PostPosted: Tue Apr 02, 2019 10:16 pm
by SmartDVB
Logfile extract from attempted schedule record / fail test of that Sony Movie channel programme A Daughters Conviction... Scheduler has 5 min pre padding so log file is from 9.05.

I thought there might have been a 0k recording file but no file was left behind in recording folder.


thanks for this. I managed to find the culprate. Seems to be an EOM (End Of Media character, 0x19 UTF8).
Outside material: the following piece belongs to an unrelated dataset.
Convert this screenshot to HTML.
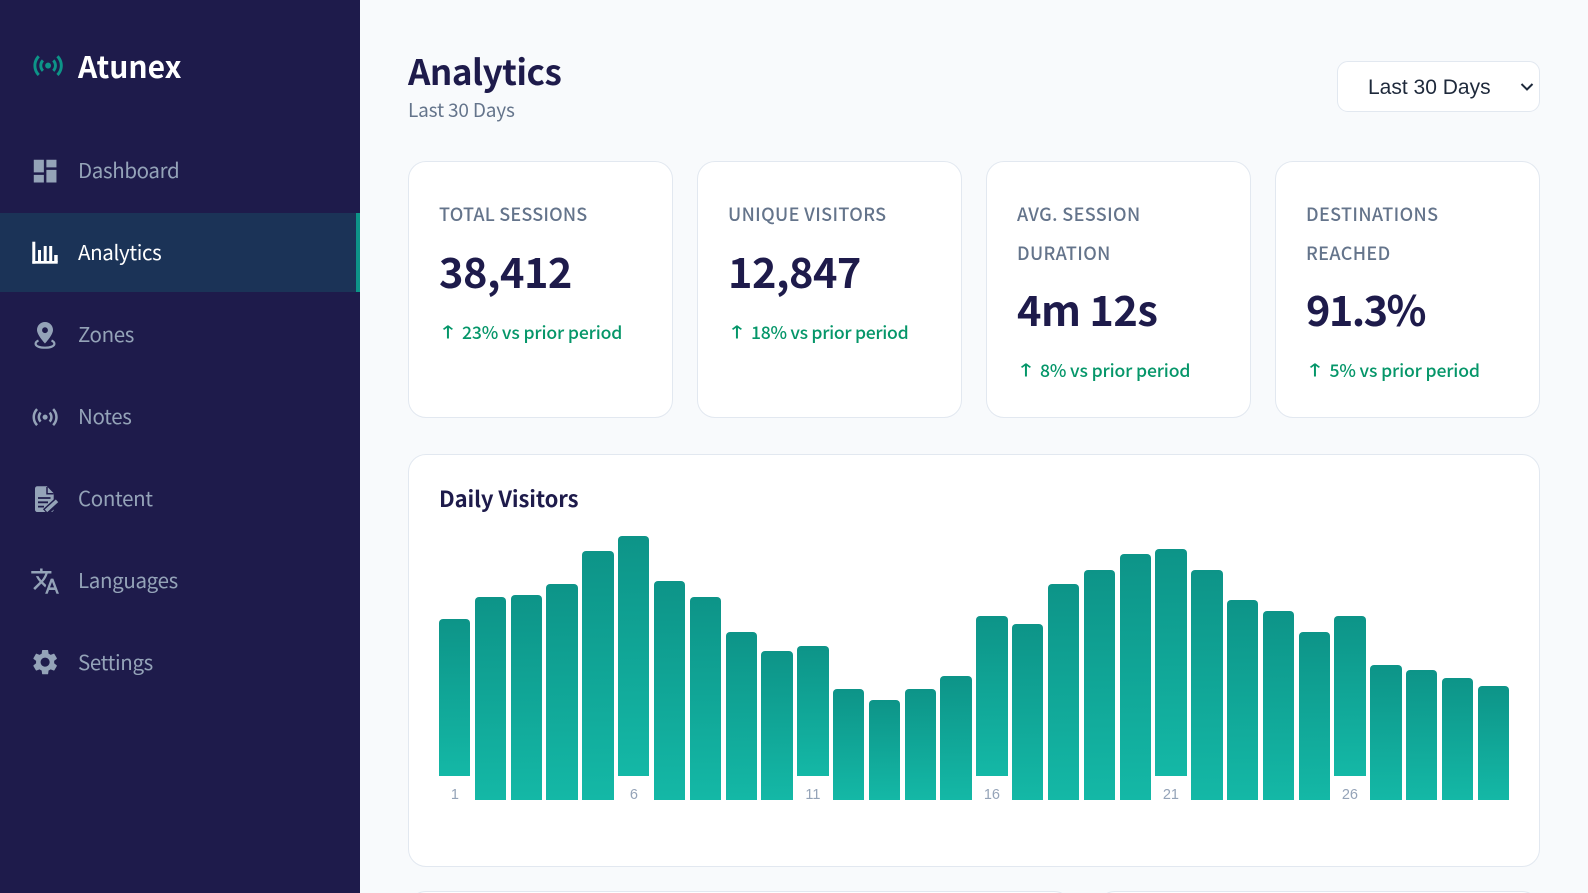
<!DOCTYPE html>
<html lang="en"><head><meta charset="utf-8"><title>Atunex Analytics</title>
<style>
*{box-sizing:border-box;margin:0;padding:0}
html,body{width:1588px;height:893px;overflow:hidden;background:#f8fafc}
body{position:relative;font-family:"Noto Sans CJK SC","Liberation Sans",sans-serif;color:#1e1b4b}
#wrap{position:absolute;left:0;top:0;width:1588px;height:893px;overflow:hidden}
.t{position:absolute;white-space:nowrap;line-height:30px;height:30px}
#side{position:absolute;left:0;top:0;width:360px;height:893px;background:#1e1b4b}
#act{position:absolute;left:0;top:213px;width:360px;height:79px;background:rgba(13,148,136,.2);border-right:4px solid #0d9488}
.nav{left:78px;font-size:20.5px;letter-spacing:-.34px;color:#94a3b8}
.card{position:absolute;background:#fff;border:1px solid #e2e8f0;border-radius:18px}
.lb{font-size:18px;color:#64748b;font-weight:500;letter-spacing:.37px}
.val{font-size:41.5px;font-weight:700;line-height:50px;height:50px;letter-spacing:-.5px}
.chg{font-size:17.6px;color:#059669;font-weight:500;letter-spacing:-.15px}
.arr{font:17px/30px "DejaVu Sans",sans-serif;color:#059669;transform:scale(1.4,1.05)}
.b{position:absolute;width:31.8px;border-radius:4px 4px 0 0;background:linear-gradient(to top,#14b8a6,#0d9488)}
.n{position:absolute;width:31.8px;text-align:center;font:14.5px/20px "Liberation Sans",sans-serif;color:#94a3b8;top:785px}
</style></head><body><div id="wrap">
<div id="side"></div><div id="act"></div>
<svg style="position:absolute;left:0;top:0" width="360" height="893" viewBox="0 0 360 893">
<g transform="translate(30.5,48) scale(1.467)" fill="#0d9488"><path d="M7.76 16.24C6.67 15.16 6 13.66 6 12s.67-3.16 1.76-4.24l1.42 1.42C8.45 9.9 8 10.9 8 12c0 1.1.45 2.1 1.17 2.83l-1.41 1.41zm8.48 0C17.33 15.16 18 13.66 18 12s-.67-3.16-1.76-4.24l-1.42 1.42C15.55 9.9 16 10.9 16 12c0 1.1-.45 2.1-1.17 2.83l1.41 1.41zM12 10c-1.1 0-2 .9-2 2s.9 2 2 2 2-.9 2-2-.9-2-2-2zm8 2c0 2.21-.9 4.21-2.35 5.65l1.42 1.42C20.88 17.26 22 14.76 22 12s-1.12-5.26-2.93-7.07l-1.42 1.42C19.1 7.79 20 9.79 20 12zM6.35 6.35L4.93 4.93C3.12 6.74 2 9.24 2 12s1.12 5.26 2.93 7.07l1.42-1.42C4.9 16.21 4 14.21 4 12s.9-4.21 2.35-5.65z"/></g>
<g transform="translate(30,156) scale(1.26)" fill="#94a3b8"><path d="M3 13h8V3H3v10zm0 8h8v-6H3v6zm10 0h8V11h-8v10zm0-18v6h8V3h-8z"/></g>
<g fill="#fff"><rect x="32.3" y="241.7" width="3" height="22"/><rect x="32.3" y="261" width="25.4" height="2.7"/><rect x="38" y="250" width="3" height="12"/><rect x="43.7" y="246" width="3" height="16"/><rect x="49.2" y="246" width="3" height="16"/><rect x="54.2" y="255" width="3.500" height="7"/></g>
<g fill="#94a3b8"><path fill-rule="evenodd" d="M45 322c-4.6 0-8 3.5-8 8 0 5 8 13.5 8 13.5s8-8.500 8-13.500c0-4.500-3.400-8-8-8zm0 5.300a2.900 2.900 0 1 1 0 5.800 2.900 2.900 0 0 1 0-5.800z"/><path d="M38.500 340.500c-2 .9-2.900 2-2.900 3.300 0 2.500 4.200 3.900 9.400 3.900s9.400-1.400 9.400-3.900c0-1.300-.9-2.400-2.900-3.300" fill="none" stroke="#94a3b8" stroke-width="2.200"/></g>
<g transform="translate(30,402) scale(1.26)" fill="#94a3b8"><path d="M7.76 16.24C6.67 15.16 6 13.66 6 12s.67-3.16 1.76-4.24l1.42 1.42C8.45 9.9 8 10.9 8 12c0 1.1.45 2.1 1.17 2.83l-1.41 1.41zm8.48 0C17.33 15.16 18 13.66 18 12s-.67-3.16-1.76-4.24l-1.42 1.42C15.55 9.9 16 10.9 16 12c0 1.1-.45 2.1-1.17 2.83l1.41 1.41zM12 10c-1.1 0-2 .9-2 2s.9 2 2 2 2-.9 2-2-.9-2-2-2zm8 2c0 2.21-.9 4.21-2.35 5.65l1.42 1.42C20.88 17.26 22 14.76 22 12s-1.12-5.26-2.93-7.07l-1.42 1.42C19.1 7.79 20 9.79 20 12zM6.35 6.35L4.93 4.93C3.12 6.74 2 9.24 2 12s1.12 5.26 2.93 7.07l1.42-1.42C4.9 16.21 4 14.21 4 12s.9-4.21 2.35-5.65z"/></g>
<path d="M37 486.300H46.800L53.700 493.200V509.500C53.700 510.800 52.700 512 51.500 512H37C35.800 512 35 510.800 35 509.500V488.800C35 487.400 35.800 486.300 37 486.300Z" fill="#94a3b8"/>
<path d="M47 487V493.700H53.700" fill="none" stroke="#1e1b4b" stroke-width="1.500"/>
<path d="M38 498H50.500M38 502.300H48M38 506.600H44" stroke="#1e1b4b" stroke-width="1.800"/>
<path d="M45.500 512L57.500 501" stroke="#1e1b4b" stroke-width="7.500"/>
<path d="M46 510.800L57 500.800" stroke="#94a3b8" stroke-width="3.600"/>
<g transform="translate(30,566) scale(1.26)" fill="#94a3b8"><path d="M12.87 15.07l-2.54-2.51.03-.03c1.74-1.94 2.98-4.17 3.71-6.53H17V4h-7V2H8v2H1v1.99h11.17C11.5 7.92 10.44 9.75 9 11.35 8.07 10.32 7.3 9.19 6.69 8h-2c.73 1.63 1.73 3.17 2.98 4.56l-5.09 5.02L4 19l5-5 3.11 3.11.76-2.04zM18.5 10h-2L12 22h2l1.12-3h4.75L21 22h2l-4.5-12zm-2.62 7l1.62-4.33L19.12 17h-3.24z"/></g>
<g transform="translate(30,647) scale(1.26)" fill="#94a3b8"><path d="M19.14 12.94c.04-.3.06-.61.06-.94 0-.32-.02-.64-.07-.94l2.03-1.58c.18-.14.23-.41.12-.61l-1.92-3.32c-.12-.22-.37-.29-.59-.22l-2.39.96c-.5-.38-1.03-.7-1.62-.94l-.36-2.54c-.04-.24-.24-.41-.48-.41h-3.84c-.24 0-.43.17-.47.41l-.36 2.54c-.59.24-1.13.57-1.62.94l-2.39-.96c-.22-.08-.47 0-.59.22L2.74 8.87c-.12.21-.08.47.12.61l2.03 1.58c-.05.3-.09.63-.09.94s.02.64.07.94l-2.03 1.58c-.18.14-.23.41-.12.61l1.92 3.32c.12.22.37.29.59.22l2.39-.96c.5.38 1.03.7 1.62.94l.36 2.54c.05.24.24.41.48.41h3.84c.24 0 .44-.17.47-.41l.36-2.54c.59-.24 1.13-.56 1.62-.94l2.39.96c.22.08.47 0 .59-.22l1.92-3.32c.12-.22.07-.47-.12-.61l-2.01-1.58zM12 15.6c-1.98 0-3.6-1.62-3.6-3.6s1.62-3.6 3.6-3.6 3.6 1.62 3.6 3.6-1.62 3.6-3.6 3.6z"/></g>
</svg>
<div class="t" style="left:78px;top:50px;font-size:30px;font-weight:700;color:#fff">Atunex</div>
<div class="t nav" style="top:154px">Dashboard</div>
<div class="t nav" style="top:236px;color:#fff">Analytics</div>
<div class="t nav" style="top:318px">Zones</div>
<div class="t nav" style="top:400px">Notes</div>
<div class="t nav" style="top:482px">Content</div>
<div class="t nav" style="top:564px">Languages</div>
<div class="t nav" style="top:646px">Settings</div>

<div class="t" style="left:408px;top:46px;height:50px;line-height:50px;font-size:35px;font-weight:700;letter-spacing:-.5px">Analytics</div>
<div class="t" style="left:408px;top:95px;font-size:19px;letter-spacing:-.18px;color:#64748b">Last 30 Days</div>
<div style="position:absolute;left:1337px;top:61px;width:203px;height:51px;background:#fff;border:1px solid #e2e8f0;border-radius:11px"></div>
<div class="t" style="left:1368px;top:73px;font:21px/30px 'Liberation Sans',sans-serif;color:#1e293b">Last 30 Days</div>
<svg style="position:absolute;left:1519px;top:81px" width="16" height="12" viewBox="0 0 16 12"><path d="M2.500 3L8 8.500 13.500 3" fill="none" stroke="#1e293b" stroke-width="2"/></svg>

<div class="card" style="left:408px;top:161px;width:265px;height:257px"></div>
<div class="card" style="left:697px;top:161px;width:265px;height:257px"></div>
<div class="card" style="left:986px;top:161px;width:265px;height:257px"></div>
<div class="card" style="left:1275px;top:161px;width:265px;height:257px"></div>

<div class="t lb" style="left:439px;top:199px;letter-spacing:.2px">TOTAL SESSIONS</div>
<div class="t val" style="left:439px;top:245px">38,412</div>
<div class="t arr" style="left:441px;top:318px">↑</div>
<div class="t chg" style="left:462px;top:318px">23% vs prior period</div>

<div class="t lb" style="left:728px;top:199px">UNIQUE VISITORS</div>
<div class="t val" style="left:728px;top:245px">12,847</div>
<div class="t arr" style="left:730px;top:318px">↑</div>
<div class="t chg" style="left:751px;top:318px;letter-spacing:-.3px">18% vs prior period</div>

<div class="t lb" style="left:1017px;top:199px">AVG. SESSION</div>
<div class="t lb" style="left:1017px;top:238px">DURATION</div>
<div class="t val" style="left:1017px;top:283px">4m 12s</div>
<div class="t arr" style="left:1019px;top:356px">↑</div>
<div class="t chg" style="left:1040px;top:356px">8% vs prior period</div>

<div class="t lb" style="left:1306px;top:199px">DESTINATIONS</div>
<div class="t lb" style="left:1306px;top:238px">REACHED</div>
<div class="t val" style="left:1306px;top:283px;letter-spacing:-1.6px">91.3%</div>
<div class="t arr" style="left:1308px;top:356px">↑</div>
<div class="t chg" style="left:1329.5px;top:356px">5% vs prior period</div>

<div class="card" style="left:408px;top:454px;width:1132px;height:413px"></div>
<div class="t" style="left:439px;top:483px;font-size:22px;font-weight:700;letter-spacing:-.1px">Daily Visitors</div>

<div class="b" style="left:439px;width:31.4px;top:619px;height:157px"></div>
<div class="b" style="left:474.8px;width:31.6px;top:597px;height:203px"></div>
<div class="b" style="left:510.6px;top:595px;height:205px"></div>
<div class="b" style="left:546.4px;top:584px;height:216px"></div>
<div class="b" style="left:582.2px;top:551px;height:249px"></div>
<div class="b" style="left:618px;width:31.4px;top:536px;height:240px"></div>
<div class="b" style="left:653.8px;width:31.5px;top:581px;height:219px"></div>
<div class="b" style="left:689.6px;top:597px;height:203px"></div>
<div class="b" style="left:725.5px;width:31.5px;top:632px;height:168px"></div>
<div class="b" style="left:761.2px;top:651px;height:149px"></div>
<div class="b" style="left:797px;top:646px;height:130px"></div>
<div class="b" style="left:832.8px;width:31.5px;top:689px;height:111px"></div>
<div class="b" style="left:868.6px;top:700px;height:100px"></div>
<div class="b" style="left:904.5px;width:31.7px;top:689px;height:111px"></div>
<div class="b" style="left:940.2px;top:676px;height:124px"></div>
<div class="b" style="left:976px;top:616px;height:160px"></div>
<div class="b" style="left:1011.8px;width:31.4px;top:624px;height:176px"></div>
<div class="b" style="left:1047.6px;top:584px;height:216px"></div>
<div class="b" style="left:1083.5px;width:31.7px;top:570px;height:230px"></div>
<div class="b" style="left:1119.5px;width:31.5px;top:554px;height:246px"></div>
<div class="b" style="left:1155px;top:549px;height:227px"></div>
<div class="b" style="left:1190.8px;top:570px;height:230px"></div>
<div class="b" style="left:1226.6px;top:600px;height:200px"></div>
<div class="b" style="left:1262.5px;width:31.7px;top:611px;height:189px"></div>
<div class="b" style="left:1298.5px;width:31.5px;top:632px;height:168px"></div>
<div class="b" style="left:1334px;top:616px;height:160px"></div>
<div class="b" style="left:1369.8px;top:665px;height:135px"></div>
<div class="b" style="left:1405.6px;top:670px;height:130px"></div>
<div class="b" style="left:1441.5px;width:31.7px;top:678px;height:122px"></div>
<div class="b" style="left:1477.5px;width:31.5px;top:686px;height:114px"></div>
<div class="n" style="left:439px">1</div>
<div class="n" style="left:618px">6</div>
<div class="n" style="left:797px">11</div>
<div class="n" style="left:976px">16</div>
<div class="n" style="left:1155px">21</div>
<div class="n" style="left:1334px">26</div>

<div class="card" style="left:408px;top:891px;width:664.2px;height:100px"></div>
<div class="card" style="left:1097.2px;top:891px;width:442.8px;height:100px"></div>
</div></body></html>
What it's doing there i don't know so for now i'll just sift the character out from the recording name when recording as the API fopen calls seem to fail with this EOM char (can't really see it documented in the API's though).

Re: Unknown unicode character in EPG title crashes scheduled rec

PostPosted: Wed Apr 03, 2019 11:55 am
by Viewfinder
Great, glad you found the cause, thank you.

Looking at more EPG event listings, it's also a strange coincidence how it only appears where an apostrophe / end quote would be, but in some other events, the apostrophe appears fine.

In the attached, where a description would ordinarily use 'quotes', not sure if it should be single ' or double ", sometimes the open quote is an up arrow character 0x18 and the close quote is that EOM character 0x19.
Then just to confuse us, other quotes appear fine!

For example: The Hangman of Lyon has uparrow 0x18 character open quote and EOM close quote 0x19. Then in another event it quotes 'diamond-horned sea-unicorn' perfectly fine with single apostrophes. Bizarre. It's not an issue if they only appear in the EPG event description and event title is not affected. At the moment I've not seen the uparrow character in event titles but perhaps it might be another character to sift out in case?

As always if you need me to test a fix, let me know. Thanks again.

Edit: According to StackOverflow curly quotes and apostrophes may be the cause. Also Converting curly quotes:

"You can get those values if you copy and paste a Microsoft Word document with smart quotes turned on... These "smart" single quote and "smart" double characters are being stored as hex 18, 19, 1C, 1D"

I wonder if someone behind the scenes at the Freeview/FTA has recently started to copy and paste curly quotes into DVB-T EPG... :?